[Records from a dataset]
►

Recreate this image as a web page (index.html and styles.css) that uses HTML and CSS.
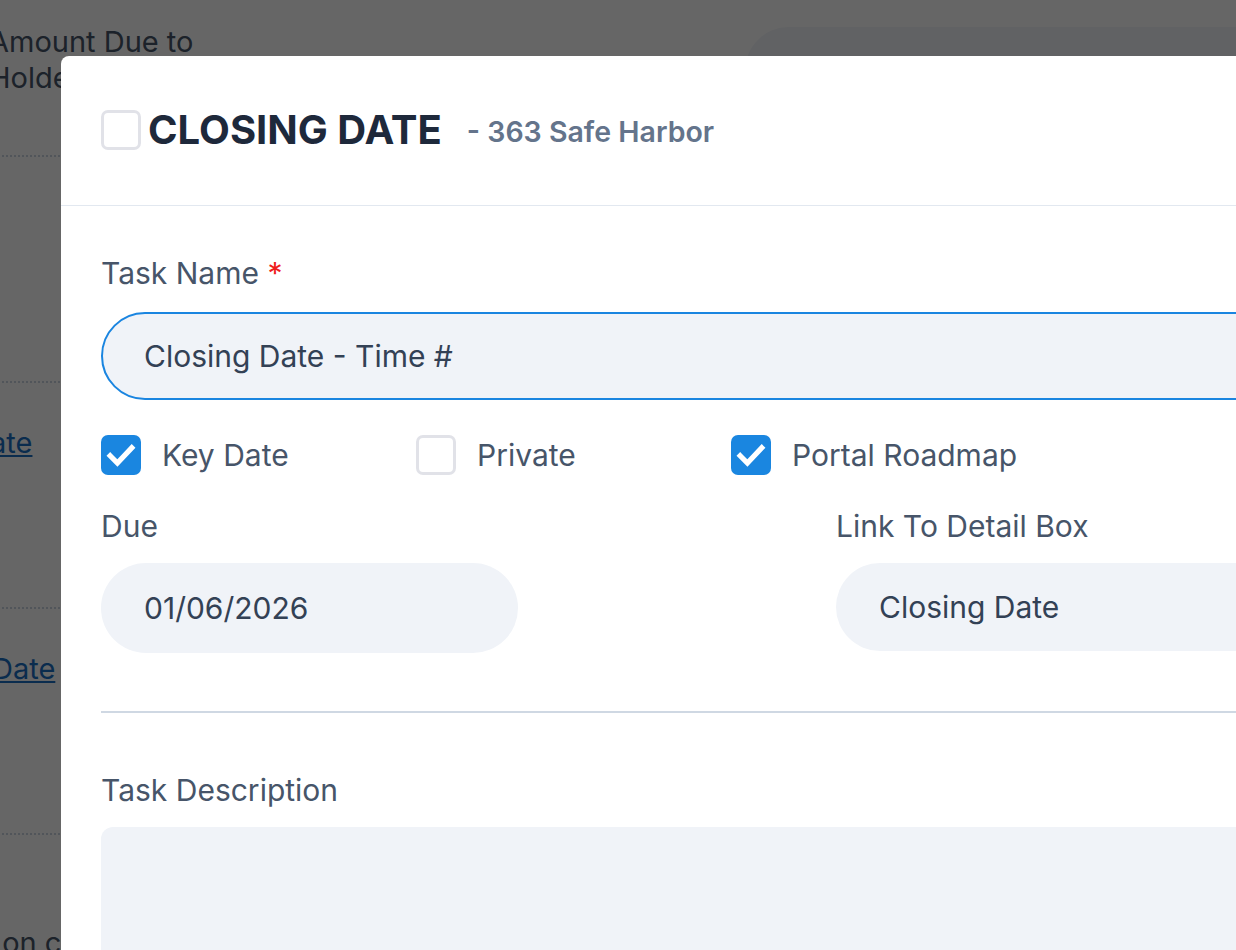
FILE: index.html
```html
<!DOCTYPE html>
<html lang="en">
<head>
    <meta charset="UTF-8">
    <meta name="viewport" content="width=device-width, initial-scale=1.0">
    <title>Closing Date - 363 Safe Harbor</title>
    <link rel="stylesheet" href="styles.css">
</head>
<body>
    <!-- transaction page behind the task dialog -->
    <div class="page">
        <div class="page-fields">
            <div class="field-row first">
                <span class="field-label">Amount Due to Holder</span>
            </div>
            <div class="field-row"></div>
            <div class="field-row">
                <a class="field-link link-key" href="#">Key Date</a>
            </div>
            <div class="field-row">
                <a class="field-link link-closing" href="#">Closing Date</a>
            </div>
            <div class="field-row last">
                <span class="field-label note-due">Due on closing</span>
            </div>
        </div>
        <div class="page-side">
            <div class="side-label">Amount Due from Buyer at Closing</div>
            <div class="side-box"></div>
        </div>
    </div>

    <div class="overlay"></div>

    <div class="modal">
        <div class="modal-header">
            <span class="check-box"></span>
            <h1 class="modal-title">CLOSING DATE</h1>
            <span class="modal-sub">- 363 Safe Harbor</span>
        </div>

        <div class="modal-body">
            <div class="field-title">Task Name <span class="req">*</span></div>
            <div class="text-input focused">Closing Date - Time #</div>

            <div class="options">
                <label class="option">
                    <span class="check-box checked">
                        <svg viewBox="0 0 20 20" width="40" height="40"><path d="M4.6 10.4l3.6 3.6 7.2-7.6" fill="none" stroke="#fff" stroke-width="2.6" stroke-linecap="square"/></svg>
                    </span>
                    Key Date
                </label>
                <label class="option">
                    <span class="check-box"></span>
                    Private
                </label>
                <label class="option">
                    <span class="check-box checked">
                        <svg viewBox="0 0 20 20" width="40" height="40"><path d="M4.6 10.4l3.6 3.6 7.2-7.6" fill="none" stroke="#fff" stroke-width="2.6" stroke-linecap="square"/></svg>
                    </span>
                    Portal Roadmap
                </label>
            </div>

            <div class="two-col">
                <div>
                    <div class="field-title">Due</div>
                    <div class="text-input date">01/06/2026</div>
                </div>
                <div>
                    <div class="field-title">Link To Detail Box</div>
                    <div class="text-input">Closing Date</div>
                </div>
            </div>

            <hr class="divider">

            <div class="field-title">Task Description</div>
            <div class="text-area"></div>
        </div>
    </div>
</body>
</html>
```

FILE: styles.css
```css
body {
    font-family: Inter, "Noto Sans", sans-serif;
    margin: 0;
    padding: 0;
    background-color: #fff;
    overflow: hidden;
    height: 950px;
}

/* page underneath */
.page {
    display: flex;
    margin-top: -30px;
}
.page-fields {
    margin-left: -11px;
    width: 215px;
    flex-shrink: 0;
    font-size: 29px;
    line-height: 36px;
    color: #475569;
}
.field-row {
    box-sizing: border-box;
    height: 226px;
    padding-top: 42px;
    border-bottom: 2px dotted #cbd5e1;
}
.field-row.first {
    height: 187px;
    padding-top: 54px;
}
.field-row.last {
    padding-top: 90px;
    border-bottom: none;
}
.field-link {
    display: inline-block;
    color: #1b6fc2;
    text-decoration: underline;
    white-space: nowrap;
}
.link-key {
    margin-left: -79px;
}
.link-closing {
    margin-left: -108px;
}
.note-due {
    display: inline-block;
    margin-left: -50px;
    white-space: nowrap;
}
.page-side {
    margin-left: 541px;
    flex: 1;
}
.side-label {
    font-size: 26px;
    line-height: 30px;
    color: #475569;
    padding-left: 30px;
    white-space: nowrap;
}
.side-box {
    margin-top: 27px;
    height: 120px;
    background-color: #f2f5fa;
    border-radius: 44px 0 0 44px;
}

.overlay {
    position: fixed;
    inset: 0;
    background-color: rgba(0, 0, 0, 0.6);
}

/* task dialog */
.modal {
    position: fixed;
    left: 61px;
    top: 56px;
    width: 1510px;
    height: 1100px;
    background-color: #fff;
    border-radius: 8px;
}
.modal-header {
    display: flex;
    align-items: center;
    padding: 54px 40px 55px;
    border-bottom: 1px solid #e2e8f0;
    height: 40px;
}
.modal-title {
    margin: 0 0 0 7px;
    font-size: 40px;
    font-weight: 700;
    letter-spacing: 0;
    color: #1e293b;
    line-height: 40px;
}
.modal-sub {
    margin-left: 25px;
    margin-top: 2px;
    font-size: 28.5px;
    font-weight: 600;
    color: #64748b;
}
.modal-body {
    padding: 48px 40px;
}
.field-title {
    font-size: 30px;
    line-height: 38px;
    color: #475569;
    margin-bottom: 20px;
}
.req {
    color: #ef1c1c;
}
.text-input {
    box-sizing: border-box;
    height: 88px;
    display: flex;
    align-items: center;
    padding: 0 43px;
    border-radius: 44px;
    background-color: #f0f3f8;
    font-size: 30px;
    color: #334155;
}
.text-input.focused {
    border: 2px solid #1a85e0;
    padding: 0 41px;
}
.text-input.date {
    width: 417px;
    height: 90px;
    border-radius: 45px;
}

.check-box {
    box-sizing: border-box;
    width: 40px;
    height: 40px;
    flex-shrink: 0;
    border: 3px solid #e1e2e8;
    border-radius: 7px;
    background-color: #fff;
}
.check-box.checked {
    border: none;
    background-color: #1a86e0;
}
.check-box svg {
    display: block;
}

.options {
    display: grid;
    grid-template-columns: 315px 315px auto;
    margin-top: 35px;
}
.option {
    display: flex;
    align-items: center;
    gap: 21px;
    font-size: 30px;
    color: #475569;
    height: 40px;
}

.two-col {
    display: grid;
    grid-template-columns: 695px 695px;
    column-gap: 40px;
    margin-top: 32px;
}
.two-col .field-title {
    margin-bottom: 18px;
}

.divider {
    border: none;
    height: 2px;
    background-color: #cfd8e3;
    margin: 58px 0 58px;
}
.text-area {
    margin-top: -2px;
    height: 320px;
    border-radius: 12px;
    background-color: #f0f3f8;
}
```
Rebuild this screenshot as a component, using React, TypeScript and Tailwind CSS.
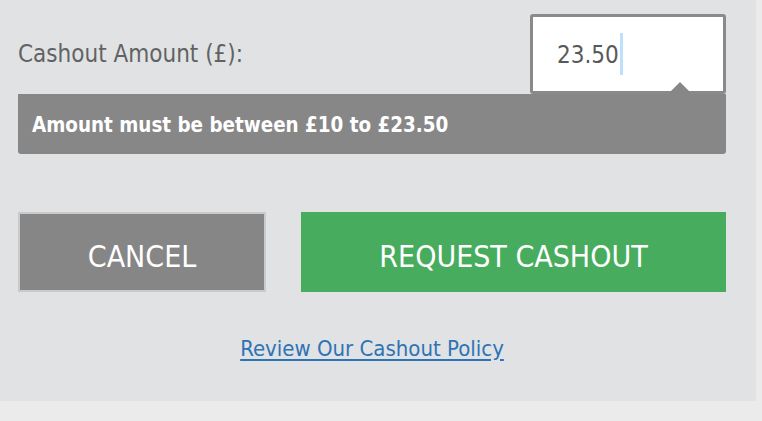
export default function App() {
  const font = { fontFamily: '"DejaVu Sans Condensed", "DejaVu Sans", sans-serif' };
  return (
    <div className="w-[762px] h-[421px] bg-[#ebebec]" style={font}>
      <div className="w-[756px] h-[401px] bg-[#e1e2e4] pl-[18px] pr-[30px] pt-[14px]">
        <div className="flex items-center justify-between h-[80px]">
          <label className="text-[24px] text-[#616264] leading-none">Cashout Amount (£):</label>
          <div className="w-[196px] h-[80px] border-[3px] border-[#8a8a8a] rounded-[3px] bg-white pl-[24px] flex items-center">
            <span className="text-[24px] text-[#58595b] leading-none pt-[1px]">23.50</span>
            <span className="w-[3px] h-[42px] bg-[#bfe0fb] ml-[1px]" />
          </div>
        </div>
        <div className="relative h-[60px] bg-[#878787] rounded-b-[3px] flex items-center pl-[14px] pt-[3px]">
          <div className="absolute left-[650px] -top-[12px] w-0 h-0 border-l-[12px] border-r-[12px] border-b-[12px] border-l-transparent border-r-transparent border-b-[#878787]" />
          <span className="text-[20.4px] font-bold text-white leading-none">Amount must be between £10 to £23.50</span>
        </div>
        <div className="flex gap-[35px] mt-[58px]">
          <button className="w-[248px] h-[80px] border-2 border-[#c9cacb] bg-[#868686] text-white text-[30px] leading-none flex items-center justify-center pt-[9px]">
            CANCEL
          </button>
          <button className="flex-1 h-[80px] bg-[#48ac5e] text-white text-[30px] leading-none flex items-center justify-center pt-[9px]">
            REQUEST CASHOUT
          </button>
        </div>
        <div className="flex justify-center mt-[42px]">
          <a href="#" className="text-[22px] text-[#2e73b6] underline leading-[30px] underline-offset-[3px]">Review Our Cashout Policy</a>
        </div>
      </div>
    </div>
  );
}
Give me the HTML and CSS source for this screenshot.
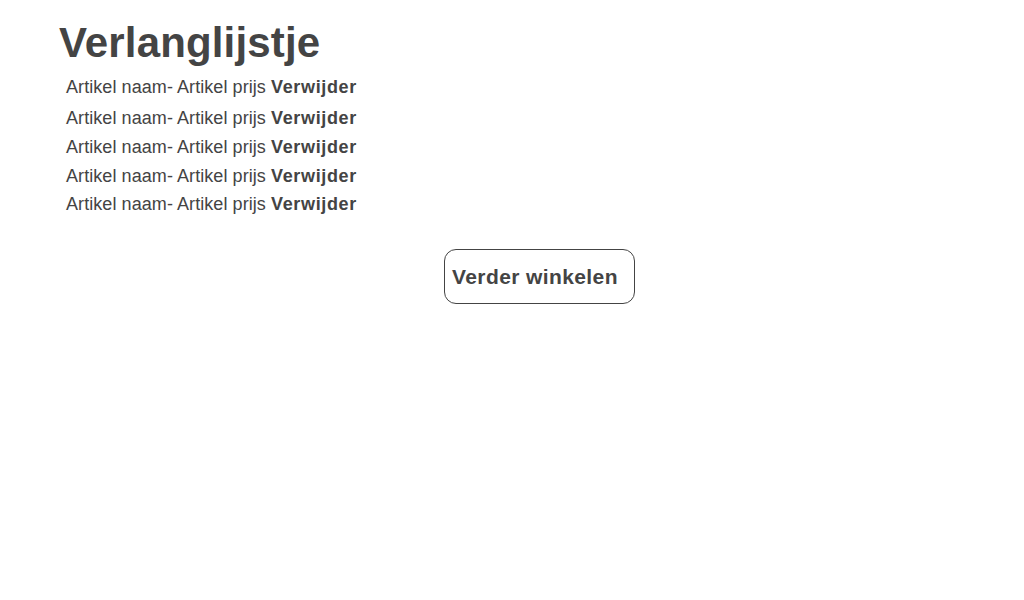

◄

_Stated task_.
From the listing above, copy every line that holds the string "index".

_Answer for this exercise_.
Recreate this image as a web page (index.html and styles.css) that uses HTML and CSS.
FILE: index.html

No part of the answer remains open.